La critique chrétienne de l’économie n’a rien à voir avec une déploration rhétorique des « excès » du capitalisme ou bien une apologie des bons sentiments appliqués à l’économie.
On comprend mieux dès lors ce que devrait être une critique chrétienne sérieuse de l’économie politique moderne. Cette critique n’a rien à voir avec une déploration rhétorique des « excès » du capitalisme ou bien une apologie des bons sentiments appliqués à l’économie. Elle doit d’abord, bien plus en profondeur, et sans se laisser intimider par la soi-disant « scientificité » de l’économie, porter sur le système de croyances auquel se résume l’économie moderne. Il faut donc commencer par casser l’idole en cessant de voir dans le prix le médiateur nécessaire pour savoir ce que valent les choses. Ceci ne signifie pas renoncer aux prix et en revenir à une économie primitive supposée « pure », qui n’a du reste jamais existé, puisque même le troc repose sur une représentation implicite des prix. Cela veut dire en revanche, ne pas être dupe des prix, de ce qu’ils disent et de la manière dont ils se forment.
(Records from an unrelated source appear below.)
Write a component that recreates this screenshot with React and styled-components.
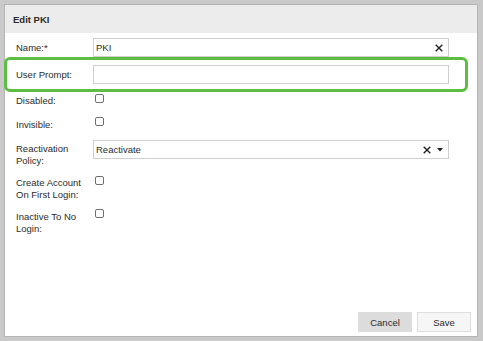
import React from "react";
import styled, { createGlobalStyle } from "styled-components";

const Global = createGlobalStyle`
  html, body { margin: 0; padding: 0; background: #c9c9c9; }
  * { box-sizing: border-box; }
  body { font-family: "Liberation Sans", Arial, sans-serif; font-size: 9.5px; color: #2b2b2b; }
`;

const Dialog = styled.div`
  position: relative;
  margin: 4px;
  width: 474px;
  height: 333px;
  background: #fff;
  border: 1px solid #b4b4b4;
  display: flex;
  flex-direction: column;
`;

const Header = styled.div`
  height: 28px;
  background: #ececec;
  display: flex;
  align-items: center;
  padding-left: 8px;
  font-weight: bold;
  font-size: 9.5px;
  color: #2b2b2b;
`;

const Form = styled.div`
  flex: 1;
  display: flex;
  flex-direction: column;
  padding: 5px 0 0 11px;
`;

const Row = styled.div`
  display: grid;
  grid-template-columns: 77px 356px;
  align-items: ${(p) => (p.$center ? "center" : "start")};
  margin-top: ${(p) => p.$mt}px;
`;

const Label = styled.div`
  line-height: 12px;
  padding-top: ${(p) => p.$pt || 0}px;
  padding-right: 4px;
  color: #2b2b2b;
`;

const Field = styled.div`
  position: relative;
  height: 19px;
  border: 1px solid #cfcfcf;
  background: #fff;
  display: flex;
  align-items: center;
  padding: 0 5px 0 2px;
`;

const Value = styled.span`
  flex: 1;
  color: #2b2b2b;
  font-size: 9.5px;
`;

const Check = styled.span`
  display: block;
  width: 9px;
  height: 9px;
  margin-left: 2px;
  border: 1px solid #6f6f6f;
  border-radius: 2px;
  background: #fff;
`;

const Icons = styled.span`
  display: flex;
  align-items: center;
  gap: 6px;
`;

const Footer = styled.div`
  display: flex;
  justify-content: flex-end;
  gap: 5px;
  padding: 0 6px 4px 0;
`;

const Button = styled.button`
  width: 54px;
  height: 20px;
  font-family: inherit;
  font-size: 9.5px;
  color: #2b2b2b;
  background: ${(p) => (p.$primary ? "#f6f6f6" : "#dcdcdc")};
  border: 1px solid ${(p) => (p.$primary ? "#dedede" : "#dcdcdc")};
  border-radius: 0;
  padding: 0;
`;

const Highlight = styled.div`
  position: absolute;
  top: 52px;
  left: -1px;
  width: 464px;
  height: 35px;
  border: 3px solid #5cbf41;
  border-radius: 6px;
  pointer-events: none;
`;

const ClearX = () => (
  <svg width="8" height="8" viewBox="0 0 8 8">
    <path d="M0.7 0.7 L7.3 7.3 M7.3 0.7 L0.7 7.3" stroke="#222" strokeWidth="1.4" fill="none" />
  </svg>
);

const Caret = () => (
  <svg width="6" height="4" viewBox="0 0 6 4">
    <path d="M0 0 H6 L3 3.5 Z" fill="#222" />
  </svg>
);

export default function App() {
  return (
    <>
      <Global />
      <Dialog>
        <Header>Edit PKI</Header>
        <Form>
          <Row $mt={0} $center>
            <Label>Name:*</Label>
            <Field>
              <Value>PKI</Value>
              <ClearX />
            </Field>
          </Row>
          <Row $mt={8} $center>
            <Label>User Prompt:</Label>
            <Field />
          </Row>
          <Row $mt={10}>
            <Label $pt={1}>Disabled:</Label>
            <Check />
          </Row>
          <Row $mt={10}>
            <Label $pt={2}>Invisible:</Label>
            <Check />
          </Row>
          <Row $mt={9}>
            <Label $pt={3}>Reactivation Policy:</Label>
            <Field>
              <Value>Reactivate</Value>
              <Icons>
                <ClearX />
                <Caret />
              </Icons>
            </Field>
          </Row>
          <Row $mt={9}>
            <Label $pt={1}>Create Account On First Login:</Label>
            <Check />
          </Row>
          <Row $mt={8}>
            <Label $pt={2}>Inactive To No Login:</Label>
            <Check />
          </Row>
        </Form>
        <Footer>
          <Button>Cancel</Button>
          <Button $primary>Save</Button>
        </Footer>
        <Highlight />
      </Dialog>
    </>
  );
}
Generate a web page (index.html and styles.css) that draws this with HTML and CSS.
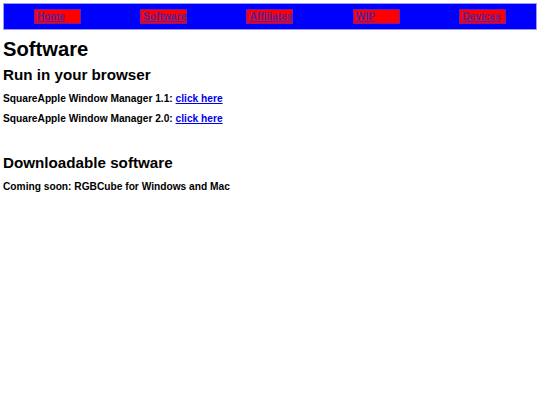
FILE: index.html
```html
<!DOCTYPE html>
<html>
<head>
<meta charset="utf-8">
<title>Software</title>
<link rel="stylesheet" href="styles.css">
</head>
<body>
<nav class="topnav">
  <a class="navlink" href="#">Home</a>
  <a class="navlink" href="#">Software</a>
  <a class="navlink" href="#">Affiliates</a>
  <a class="navlink" href="#">WIP</a>
  <a class="navlink" href="#">Devices</a>
</nav>
<h1 class="page-title">Software</h1>
<h2 class="section-title">Run in your browser</h2>
<p class="item">SquareApple Window Manager 1.1: <a class="textlink" href="#">click here</a></p>
<p class="item">SquareApple Window Manager 2.0: <a class="textlink" href="#">click here</a></p>
<h2 class="section-title section-gap">Downloadable software</h2>
<p class="item">Coming soon: RGBCube for Windows and Mac</p>
</body>
</html>
```
FILE: styles.css
```css
body {
  margin: 3px;
  font-family: "Liberation Sans", Arial, sans-serif;
  color: #000;
  background: #fff;
}
.topnav {
  display: flex;
  justify-content: space-around;
  align-items: center;
  height: 27px;
  box-sizing: border-box;
  background: #0000ff;
  border: 1px solid #9a9aff;
}
.navlink {
  display: block;
  box-sizing: border-box;
  width: 47px;
  height: 15px;
  padding-left: 2px;
  background: #ff0000;
  border: 1px solid #7a1aa0;
  color: #5522a0;
  font-size: 10.2px;
  font-weight: bold;
  line-height: 13px;
  text-decoration: underline;
  white-space: nowrap;
  overflow: hidden;
}
.page-title {
  font-size: 20.2px;
  font-weight: bold;
  margin: 8px 0 5px;
}
.section-title {
  font-size: 15.2px;
  font-weight: bold;
  margin: 0 0 10px;
}
.section-gap {
  margin-top: 30px;
}
.item {
  font-size: 10.2px;
  font-weight: bold;
  margin: 0 0 9px;
}
.textlink {
  color: #0000ee;
  text-decoration: underline;
}
```
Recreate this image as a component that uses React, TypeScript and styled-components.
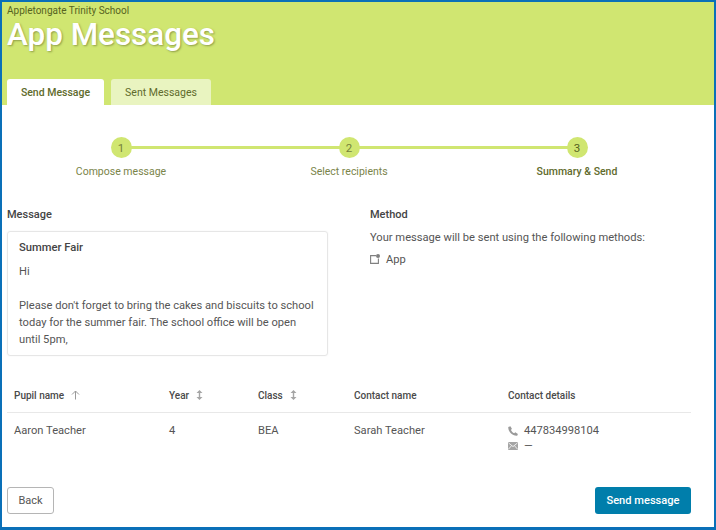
import styled, { createGlobalStyle } from 'styled-components';

const GlobalStyle = createGlobalStyle`
  html, body {
    margin: 0;
    padding: 0;
    background: #fff;
  }
  * {
    box-sizing: border-box;
  }
`;

const Frame = styled.div`
  width: 716px;
  height: 530px;
  border-style: solid;
  border-color: #0a70b8;
  border-width: 2px 2px 3px 2px;
  font-family: Roboto, "Liberation Sans", sans-serif;
  color: #4a4a4a;
  background: #fff;
  overflow: hidden;
  display: flex;
  flex-direction: column;
`;

const Header = styled.header`
  height: 103px;
  flex: none;
  background: #d0e671;
  padding: 3px 0 0 5px;
  display: flex;
  flex-direction: column;
`;

const School = styled.div`
  font-size: 10px;
  line-height: 12px;
  color: #56631f;
`;

const Title = styled.h1`
  margin: 0;
  font-size: 31.4px;
  line-height: 36px;
  font-weight: 500;
  color: #fff;
  text-shadow: 1px 1px 2px rgba(90, 100, 40, 0.55);
`;

const Tabs = styled.div`
  margin-top: auto;
  display: flex;
  gap: 7px;
`;

const Tab = styled.div<{ $active?: boolean }>`
  width: ${(p) => (p.$active ? '97px' : '100px')};
  height: 26px;
  border-radius: 3px 3px 0 0;
  background: ${(p) => (p.$active ? '#fff' : '#e9f4c0')};
  color: #5f6b2c;
  font-size: 10.5px;
  font-weight: ${(p) => (p.$active ? 500 : 400)};
  display: flex;
  align-items: center;
  justify-content: center;
`;

const Content = styled.main`
  flex: 1;
  padding: 0 23px 13px 5px;
  display: flex;
  flex-direction: column;
`;

const Stepper = styled.div`
  margin-top: 32px;
  display: grid;
  grid-template-columns: repeat(3, 1fr);
`;

const Step = styled.div<{ $first?: boolean }>`
  position: relative;
  display: flex;
  flex-direction: column;
  align-items: center;

  ${(p) =>
    !p.$first &&
    `&::before {
      content: "";
      position: absolute;
      top: 9px;
      right: 50%;
      width: 100%;
      height: 3px;
      background: #d0e671;
    }`}
`;

const StepDot = styled.div<{ $active?: boolean }>`
  position: relative;
  z-index: 1;
  width: 21px;
  height: 21px;
  border-radius: 50%;
  background: #d0e671;
  color: ${(p) => (p.$active ? '#56631f' : '#75823a')};
  font-size: 11.5px;
  display: flex;
  align-items: center;
  justify-content: center;
`;

const StepLabel = styled.div<{ $active?: boolean }>`
  margin-top: 7px;
  font-size: 10.5px;
  line-height: 14px;
  color: ${(p) => (p.$active ? '#5f6b2c' : '#7a8449')};
  font-weight: ${(p) => (p.$active ? 500 : 400)};
`;

const Columns = styled.section`
  margin-top: 29px;
  display: grid;
  grid-template-columns: 363px 1fr;
`;

const SectionTitle = styled.h2`
  margin: 0;
  font-size: 11px;
  line-height: 14px;
  font-weight: 500;
  color: #444;
`;

const Card = styled.div`
  margin-top: 9px;
  width: 321px;
  height: 125px;
  padding: 9px 11px;
  border: 1px solid #e6e6e6;
  border-radius: 3px;
  box-shadow: 0 0 2px rgba(0, 0, 0, 0.06);
`;

const CardTitle = styled.div`
  font-size: 11.2px;
  line-height: 14px;
  font-weight: 500;
  color: #444;
`;

const CardBody = styled.p`
  margin: 8px 0 0;
  font-size: 11.15px;
  line-height: 17px;
  color: #555;
  white-space: pre-line;
`;

const MethodText = styled.div`
  margin-top: 9px;
  font-size: 11.15px;
  line-height: 14px;
  color: #555;
`;

const MethodRow = styled.div`
  margin-top: 8px;
  display: flex;
  align-items: flex-start;
  gap: 6px;
  font-size: 11.15px;
  line-height: 14px;
  color: #555;

  svg {
    margin-top: 1px;
  }
`;

const Table = styled.div`
  margin-top: 30px;
`;

const Row = styled.div<{ $head?: boolean }>`
  display: grid;
  grid-template-columns: 155px 89px 96px 154px 1fr;
  padding-left: 7px;
  align-items: start;
  ${(p) =>
    p.$head
      ? `height: 27px;
         padding-bottom: 8px;
         align-items: center;
         border-bottom: 1px solid #e8e8e8;
         font-size: 10px;
         font-weight: 500;
         color: #4a4a4a;`
      : `padding-top: 11px;
         font-size: 11.15px;
         line-height: 14px;
         color: #555;`}
`;

const HeadCell = styled.div`
  display: flex;
  align-items: center;
  gap: 7px;
`;

const ContactList = styled.div`
  margin-top: -1px;
`;

const ContactLine = styled.div`
  display: flex;
  align-items: center;
  gap: 6px;
  height: 15px;
`;

const Footer = styled.footer`
  margin-top: auto;
  display: flex;
  justify-content: space-between;
`;

const BackButton = styled.button`
  width: 47px;
  height: 27px;
  padding: 0;
  background: #fff;
  border: 1px solid #b5b5b5;
  border-radius: 3px;
  color: #555;
  font-family: inherit;
  font-size: 11px;
`;

const SendButton = styled.button`
  width: 96px;
  height: 27px;
  padding: 0;
  background: #007eab;
  border: none;
  border-radius: 3px;
  color: #fff;
  font-family: inherit;
  font-size: 11.1px;
  font-weight: 500;
`;

const ArrowUp = () => (
  <svg width="9" height="10" viewBox="0 0 9 10" fill="none" stroke="#9a9a9a" strokeWidth="1">
    <path d="M4.5 9.5V1M1 4.5 4.5 1 8 4.5" />
  </svg>
);

const SortIcon = () => (
  <svg width="7" height="10" viewBox="0 0 7 10" fill="#a5a5a5">
    <path d="M3.5 0 6.5 3H4.2v4h2.3l-3 3-3-3h2.3V3H.5z" />
  </svg>
);

const AppIcon = () => (
  <svg width="10" height="10" viewBox="0 0 10 10" fill="none">
    <path d="M6 1.6H.6v7.8h7.8V4.5" stroke="#808080" strokeWidth="1.1" />
    <circle cx="8" cy="2" r="2" fill="#808080" />
  </svg>
);

const PhoneIcon = () => (
  <svg width="10" height="10" viewBox="0 0 10 10" fill="#9a9a9a">
    <path d="M2.4.2 3.9 2.8 3 4C3.6 5.4 4.8 6.6 6.2 7.2L7.3 6.3 9.9 7.9 9.2 9.7C4.6 10.2-.1 5.4.3.9z" />
  </svg>
);

const MailIcon = () => (
  <svg width="10" height="8" viewBox="0 0 10 8">
    <rect width="10" height="8" rx="1" fill="#a5a5a5" />
    <path d="M.6 1 5 4.6 9.4 1M.6 7 3.6 3.6M9.4 7 6.4 3.6" fill="none" stroke="#fff" strokeWidth=".8" />
  </svg>
);

const App = () => (
  <Frame>
    <GlobalStyle />
    <Header>
      <School>Appletongate Trinity School</School>
      <Title>App Messages</Title>
      <Tabs>
        <Tab $active>Send Message</Tab>
        <Tab>Sent Messages</Tab>
      </Tabs>
    </Header>
    <Content>
      <Stepper>
        <Step $first>
          <StepDot>1</StepDot>
          <StepLabel>Compose message</StepLabel>
        </Step>
        <Step>
          <StepDot>2</StepDot>
          <StepLabel>Select recipients</StepLabel>
        </Step>
        <Step>
          <StepDot $active>3</StepDot>
          <StepLabel $active>Summary &amp; Send</StepLabel>
        </Step>
      </Stepper>
      <Columns>
        <div>
          <SectionTitle>Message</SectionTitle>
          <Card>
            <CardTitle>Summer Fair</CardTitle>
            <CardBody>
              {"Hi\n\nPlease don't forget to bring the cakes and biscuits to school today for the summer fair. The school office will be open until 5pm,"}
            </CardBody>
          </Card>
        </div>
        <div>
          <SectionTitle>Method</SectionTitle>
          <MethodText>Your message will be sent using the following methods:</MethodText>
          <MethodRow>
            <AppIcon />
            App
          </MethodRow>
        </div>
      </Columns>
      <Table>
        <Row $head>
          <HeadCell>Pupil name <ArrowUp /></HeadCell>
          <HeadCell>Year <SortIcon /></HeadCell>
          <HeadCell>Class <SortIcon /></HeadCell>
          <HeadCell>Contact name</HeadCell>
          <HeadCell>Contact details</HeadCell>
        </Row>
        <Row>
          <div>Aaron Teacher</div>
          <div>4</div>
          <div>BEA</div>
          <div>Sarah Teacher</div>
          <ContactList>
            <ContactLine><PhoneIcon /> 447834998104</ContactLine>
            <ContactLine><MailIcon /> —</ContactLine>
          </ContactList>
        </Row>
      </Table>
      <Footer>
        <BackButton>Back</BackButton>
        <SendButton>Send message</SendButton>
      </Footer>
    </Content>
  </Frame>
);

export default App;
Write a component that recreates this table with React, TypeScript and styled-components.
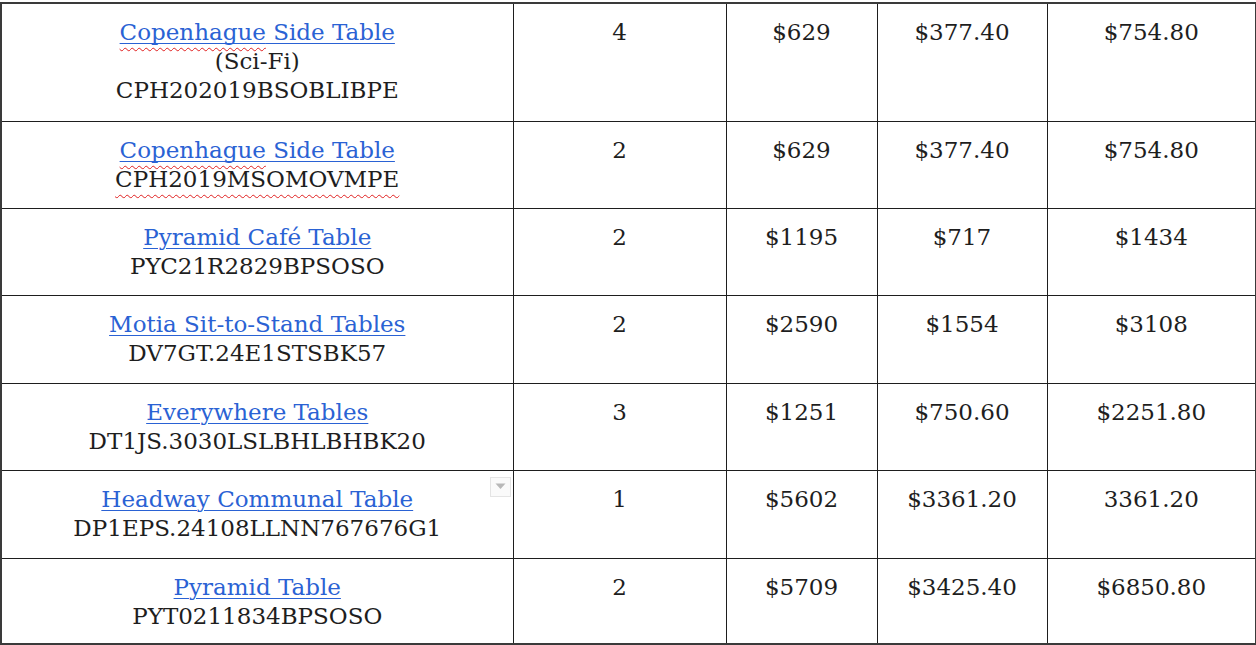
import React from "react";
import styled, { createGlobalStyle } from "styled-components";

const GlobalStyle = createGlobalStyle`
  html, body {
    margin: 0;
    padding: 0;
    background: #ffffff;
  }
`;

const Page = styled.div`
  padding-top: 2px;
  width: 1256px;
  height: 645px;
  overflow: hidden;
  box-sizing: border-box;
`;

const Table = styled.table`
  border-collapse: collapse;
  table-layout: fixed;
  width: 1255px;
  font-family: "DejaVu Serif", "Liberation Serif", serif;
  font-size: 23px;
  color: #1e1e1e;
  border: 2px solid #3a3a3a;
`;

const Col = styled.col<{ $w: number }>`
  width: ${(p) => p.$w}px;
`;

const Row = styled.tr<{ $h: number }>`
  height: ${(p) => p.$h}px;
`;

const Cell = styled.td`
  position: relative;
  border: 1px solid #1e1e1e;
  padding: 14px 4px 0;
  vertical-align: top;
  text-align: center;
  line-height: 29px;
  white-space: nowrap;
`;

const Line = styled.div`
  line-height: 29px;
`;

const ProductLink = styled.a`
  color: #2a62d4;
  text-decoration: underline;
  text-decoration-color: #2a62d4;
  text-decoration-thickness: 1px;
  text-underline-offset: 3px;
`;

const Misspelled = styled.span`
  text-decoration: underline wavy #e02020;
  text-decoration-thickness: 1px;
  text-underline-offset: 7px;
  text-decoration-skip-ink: none;
`;

const DropButton = styled.div`
  position: absolute;
  top: 6px;
  right: 2px;
  width: 21px;
  height: 20px;
  box-sizing: border-box;
  border: 1px solid #e4e4e4;
  background: #fafafa;
  display: flex;
  align-items: center;
  justify-content: center;
`;

type Item = {
  name: React.ReactNode;
  lines: React.ReactNode[];
  qty: string;
  price: string;
  unit: string;
  total: string;
  dropdown?: boolean;
  h: number;
};

const items: Item[] = [
  {
    name: (
      <>
        <Misspelled>Copenhague</Misspelled> Side Table
      </>
    ),
    lines: ["(Sci-Fi)", "CPH202019BSOBLIBPE"],
    qty: "4",
    price: "$629",
    unit: "$377.40",
    total: "$754.80",
    h: 118,
  },
  {
    name: (
      <>
        <Misspelled>Copenhague</Misspelled> Side Table
      </>
    ),
    lines: [<Misspelled key="c">CPH2019MSOMOVMPE</Misspelled>],
    qty: "2",
    price: "$629",
    unit: "$377.40",
    total: "$754.80",
    h: 87,
  },
  {
    name: "Pyramid Café Table",
    lines: ["PYC21R2829BPSOSO"],
    qty: "2",
    price: "$1195",
    unit: "$717",
    total: "$1434",
    h: 87,
  },
  {
    name: "Motia Sit-to-Stand Tables",
    lines: ["DV7GT.24E1STSBK57"],
    qty: "2",
    price: "$2590",
    unit: "$1554",
    total: "$3108",
    h: 88,
  },
  {
    name: "Everywhere Tables",
    lines: ["DT1JS.3030LSLBHLBHBK20"],
    qty: "3",
    price: "$1251",
    unit: "$750.60",
    total: "$2251.80",
    h: 87,
  },
  {
    name: "Headway Communal Table",
    lines: ["DP1EPS.24108LLNN767676G1"],
    qty: "1",
    price: "$5602",
    unit: "$3361.20",
    total: "3361.20",
    dropdown: true,
    h: 88,
  },
  {
    name: "Pyramid Table",
    lines: ["PYT0211834BPSOSO"],
    qty: "2",
    price: "$5709",
    unit: "$3425.40",
    total: "$6850.80",
    h: 86,
  },
];

function App() {
  return (
    <Page>
      <GlobalStyle />
      <Table>
        <colgroup>
          <Col $w={512} />
          <Col $w={213} />
          <Col $w={151} />
          <Col $w={170} />
          <Col $w={209} />
        </colgroup>
        <tbody>
          {items.map((it, i) => (
            <Row key={i} $h={it.h}>
              <Cell>
                <Line>
                  <ProductLink href="#">{it.name}</ProductLink>
                </Line>
                {it.lines.map((l, j) => (
                  <Line key={j}>{l}</Line>
                ))}
                {it.dropdown && (
                  <DropButton>
                    <svg width="11" height="7" viewBox="0 0 11 7">
                      <path d="M0.5 0.5 L10.5 0.5 L5.5 6 Z" fill="#b8b8b8" />
                    </svg>
                  </DropButton>
                )}
              </Cell>
              <Cell>{it.qty}</Cell>
              <Cell>{it.price}</Cell>
              <Cell>{it.unit}</Cell>
              <Cell>{it.total}</Cell>
            </Row>
          ))}
        </tbody>
      </Table>
    </Page>
  );
}

export default App;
Estimer selon la « valeur sans prix »
Parce qu’il n’est ni plus ni moins que cela (un signal de l’échangeabililté des biens), le prix ne parle jamais de la valeur réelle de la chose, de ce qu’elle est en soi sans qu’elle ait besoin du prix pour se dire. Le prix ne parle jamais de cette valeur parce qu’il ne peut pas en parler. Un chrétien sait (ou devrait savoir) que c’est au contraire la croyance en l’absence de cette valeur essentielle des choses qui est une illusion et que seule la recherche de cette valeur vraie donne à l’humain son sens. C’est pourquoi il faut aujourd’hui démonter les mécanismes d’aliénation de l’idéologie économique moderne, pour engager notre véritable tâche : comment nommer la valeur des choses, à partir du Christ — cette « valeur sans prix » qui nous parle sans se lasser, mais que dans le tumulte de l’économie moderne, nous n’entendons plus.